Today I went back to 7th grade to tell saints' legends in religion class, and I discovered something new:
It is a special privilege for a storyteller to tell to an audience that takes every word as truth.

I have always wanted to tap into saints' legends; I was raised Roman Catholic, after all, and one of the additional benefits of that is that it comes with an endless supply of stories, ranging from really amazing to really weird. But somehow, I never got around to actually doing a full storytelling performance of them, and I have always wanted to try. And what better place for a test run than a Catholic school and a roomful of 7th graders?

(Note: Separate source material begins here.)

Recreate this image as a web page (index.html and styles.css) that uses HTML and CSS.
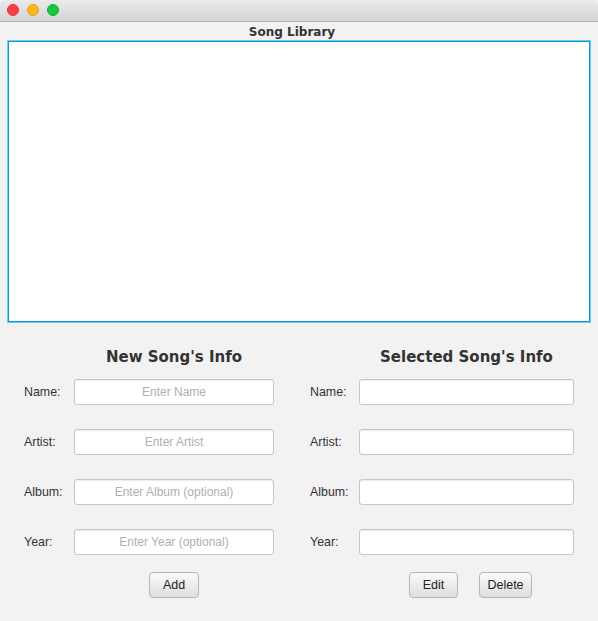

I selected saints that I personally like, and also saints that have a connection to Hungary, in the hopes that they would be new to the students, and maybe for the teacher as well. I started with St. Martin (who was born in Pannonia), then digressed to St. Helena (who is the patron saint of archaeology), and then even though I only had half an hour left I still managed to cram in St. Elizabeth of Hungary, and St. Margaret of Scotland (who was also half Hungarian). As I was working my way through the stories, from origins through miracles and relics, it started to dawn on me that this time, maybe for the first time in my career, the kids were not listening to the stories as stories - they were taking them all at face value, as they are taught in religion class. To them, everything I was saying was completely true. I was not sure at first what to do with that - being religious myself, but also a storyteller that pokes and prods at stories and symbols until they show their layers - but as the stories progressed, I felt like I was incredibly lucky to have this experience. When the bread in St. Elizabeth's apron turned into roses, the entire class gasped at the miracle. When I told the story of St. Helena finding the Cross, they all wanted to know where it is now (which led to a whole discussion of how relics work, and I am proud to say, I escaped without my foot in my mouth on that one). All in all, it was a new experience.

I am looking forward to seeing what else storytelling at St. Al's is going to teach me.